SET EXERCISE >>
Copy out all lines that hold "page".

GIVEN MATERIAL >>
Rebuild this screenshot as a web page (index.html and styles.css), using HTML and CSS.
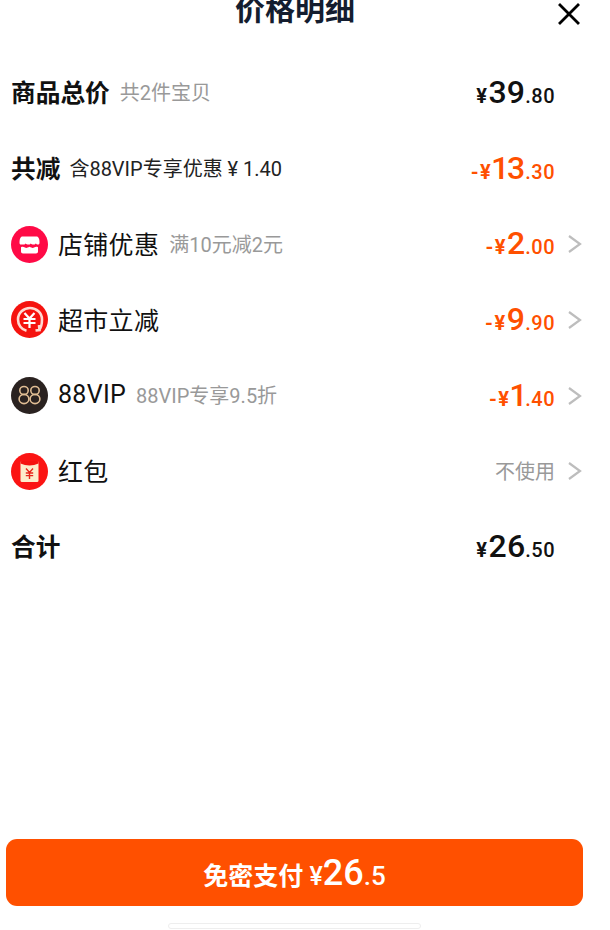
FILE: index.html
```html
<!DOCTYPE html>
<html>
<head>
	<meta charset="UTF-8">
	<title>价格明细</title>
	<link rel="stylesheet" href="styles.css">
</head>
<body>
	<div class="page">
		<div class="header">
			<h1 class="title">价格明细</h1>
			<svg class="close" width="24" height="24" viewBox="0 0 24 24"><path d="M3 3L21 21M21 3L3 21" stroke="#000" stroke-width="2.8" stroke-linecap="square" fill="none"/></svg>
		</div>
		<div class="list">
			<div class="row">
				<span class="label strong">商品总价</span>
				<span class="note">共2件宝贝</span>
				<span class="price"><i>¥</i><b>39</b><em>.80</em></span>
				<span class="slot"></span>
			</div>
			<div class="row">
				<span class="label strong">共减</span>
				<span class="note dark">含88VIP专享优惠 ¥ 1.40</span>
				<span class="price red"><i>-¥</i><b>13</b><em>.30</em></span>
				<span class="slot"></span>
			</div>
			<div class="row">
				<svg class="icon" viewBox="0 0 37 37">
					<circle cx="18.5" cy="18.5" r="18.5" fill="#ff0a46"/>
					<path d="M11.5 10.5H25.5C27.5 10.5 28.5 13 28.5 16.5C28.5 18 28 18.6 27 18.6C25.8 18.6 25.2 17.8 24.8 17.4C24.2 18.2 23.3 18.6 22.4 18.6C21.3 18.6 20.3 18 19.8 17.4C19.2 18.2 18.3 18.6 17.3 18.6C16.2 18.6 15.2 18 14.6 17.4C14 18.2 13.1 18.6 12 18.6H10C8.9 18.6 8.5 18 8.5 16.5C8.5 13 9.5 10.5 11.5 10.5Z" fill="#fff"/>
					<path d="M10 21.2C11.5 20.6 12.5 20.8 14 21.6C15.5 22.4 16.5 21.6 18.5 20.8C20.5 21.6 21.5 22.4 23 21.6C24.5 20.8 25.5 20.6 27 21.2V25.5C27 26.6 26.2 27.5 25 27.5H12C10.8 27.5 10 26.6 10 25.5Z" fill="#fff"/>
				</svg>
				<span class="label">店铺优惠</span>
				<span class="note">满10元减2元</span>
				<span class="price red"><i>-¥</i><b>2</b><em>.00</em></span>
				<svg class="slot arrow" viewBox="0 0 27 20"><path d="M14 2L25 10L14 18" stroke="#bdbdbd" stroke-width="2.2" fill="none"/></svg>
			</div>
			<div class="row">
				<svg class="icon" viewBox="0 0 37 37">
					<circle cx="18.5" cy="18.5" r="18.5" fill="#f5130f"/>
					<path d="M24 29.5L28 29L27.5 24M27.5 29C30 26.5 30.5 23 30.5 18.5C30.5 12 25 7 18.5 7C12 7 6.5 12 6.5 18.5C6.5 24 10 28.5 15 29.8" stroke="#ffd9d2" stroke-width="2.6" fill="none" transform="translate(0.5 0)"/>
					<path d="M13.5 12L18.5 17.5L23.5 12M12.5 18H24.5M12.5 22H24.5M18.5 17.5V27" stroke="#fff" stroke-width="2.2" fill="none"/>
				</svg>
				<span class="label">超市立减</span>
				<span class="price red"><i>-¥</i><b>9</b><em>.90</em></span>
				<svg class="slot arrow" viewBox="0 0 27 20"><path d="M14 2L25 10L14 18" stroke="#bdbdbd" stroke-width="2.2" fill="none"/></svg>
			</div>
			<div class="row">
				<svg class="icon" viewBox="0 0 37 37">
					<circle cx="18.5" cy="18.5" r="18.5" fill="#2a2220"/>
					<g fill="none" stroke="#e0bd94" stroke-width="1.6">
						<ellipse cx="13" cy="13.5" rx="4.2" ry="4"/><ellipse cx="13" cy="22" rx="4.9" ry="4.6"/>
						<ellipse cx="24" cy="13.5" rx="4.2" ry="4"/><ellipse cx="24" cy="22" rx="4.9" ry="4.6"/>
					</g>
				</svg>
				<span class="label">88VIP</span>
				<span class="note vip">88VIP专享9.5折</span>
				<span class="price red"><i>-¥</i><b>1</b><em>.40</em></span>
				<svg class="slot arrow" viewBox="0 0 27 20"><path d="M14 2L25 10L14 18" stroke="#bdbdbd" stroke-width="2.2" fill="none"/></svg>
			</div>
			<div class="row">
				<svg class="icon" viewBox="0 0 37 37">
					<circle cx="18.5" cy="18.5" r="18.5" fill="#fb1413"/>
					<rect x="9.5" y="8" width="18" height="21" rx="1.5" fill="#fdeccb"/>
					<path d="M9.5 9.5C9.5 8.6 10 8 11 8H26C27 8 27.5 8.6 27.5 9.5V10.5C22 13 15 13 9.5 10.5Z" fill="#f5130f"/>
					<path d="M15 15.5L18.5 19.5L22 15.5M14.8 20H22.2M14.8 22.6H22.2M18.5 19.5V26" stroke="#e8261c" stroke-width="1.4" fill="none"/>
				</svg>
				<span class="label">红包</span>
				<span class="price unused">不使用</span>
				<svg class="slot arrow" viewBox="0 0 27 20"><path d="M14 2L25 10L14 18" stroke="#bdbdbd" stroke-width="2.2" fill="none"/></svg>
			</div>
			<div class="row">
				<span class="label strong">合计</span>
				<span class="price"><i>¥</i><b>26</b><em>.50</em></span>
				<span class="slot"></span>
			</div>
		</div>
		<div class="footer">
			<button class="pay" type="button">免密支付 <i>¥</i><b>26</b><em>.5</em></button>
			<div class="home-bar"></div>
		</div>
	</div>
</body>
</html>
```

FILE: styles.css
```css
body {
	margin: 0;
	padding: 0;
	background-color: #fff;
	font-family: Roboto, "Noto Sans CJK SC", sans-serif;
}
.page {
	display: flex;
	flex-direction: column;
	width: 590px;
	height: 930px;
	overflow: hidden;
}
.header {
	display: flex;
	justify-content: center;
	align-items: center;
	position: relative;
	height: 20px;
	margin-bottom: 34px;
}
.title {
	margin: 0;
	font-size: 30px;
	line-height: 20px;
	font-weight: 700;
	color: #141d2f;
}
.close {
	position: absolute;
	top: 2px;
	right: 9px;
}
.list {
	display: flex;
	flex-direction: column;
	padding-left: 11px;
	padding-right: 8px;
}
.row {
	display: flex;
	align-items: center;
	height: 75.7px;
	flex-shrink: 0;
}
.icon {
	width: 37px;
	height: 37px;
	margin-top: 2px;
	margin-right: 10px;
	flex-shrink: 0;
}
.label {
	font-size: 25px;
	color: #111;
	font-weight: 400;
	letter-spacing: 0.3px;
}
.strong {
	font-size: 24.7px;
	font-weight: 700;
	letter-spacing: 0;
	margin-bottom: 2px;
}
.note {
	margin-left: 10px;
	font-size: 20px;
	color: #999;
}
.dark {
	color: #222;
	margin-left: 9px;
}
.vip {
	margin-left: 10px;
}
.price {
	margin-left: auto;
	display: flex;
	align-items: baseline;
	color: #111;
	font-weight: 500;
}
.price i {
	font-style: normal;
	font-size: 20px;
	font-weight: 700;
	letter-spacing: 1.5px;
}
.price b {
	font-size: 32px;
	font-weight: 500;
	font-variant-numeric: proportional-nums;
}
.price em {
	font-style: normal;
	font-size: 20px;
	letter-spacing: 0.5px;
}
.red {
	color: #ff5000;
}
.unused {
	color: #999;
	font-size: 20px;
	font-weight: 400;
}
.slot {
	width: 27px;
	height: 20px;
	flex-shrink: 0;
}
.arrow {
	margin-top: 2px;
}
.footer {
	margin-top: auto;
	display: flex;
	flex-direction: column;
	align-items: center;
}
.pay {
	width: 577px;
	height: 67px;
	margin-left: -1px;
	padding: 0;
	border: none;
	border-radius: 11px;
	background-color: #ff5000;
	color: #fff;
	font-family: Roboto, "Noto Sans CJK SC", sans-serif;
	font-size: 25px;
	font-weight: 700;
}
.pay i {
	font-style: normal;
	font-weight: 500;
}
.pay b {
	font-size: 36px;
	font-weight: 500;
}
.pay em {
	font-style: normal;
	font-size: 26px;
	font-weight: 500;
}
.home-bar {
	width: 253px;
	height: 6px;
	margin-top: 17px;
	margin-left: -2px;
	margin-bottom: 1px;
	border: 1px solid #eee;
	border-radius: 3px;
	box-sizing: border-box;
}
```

OUTPUT >>
Rebuild this screenshot as a web page (index.html and styles.css), using HTML and CSS.
	<div class="page">
.page {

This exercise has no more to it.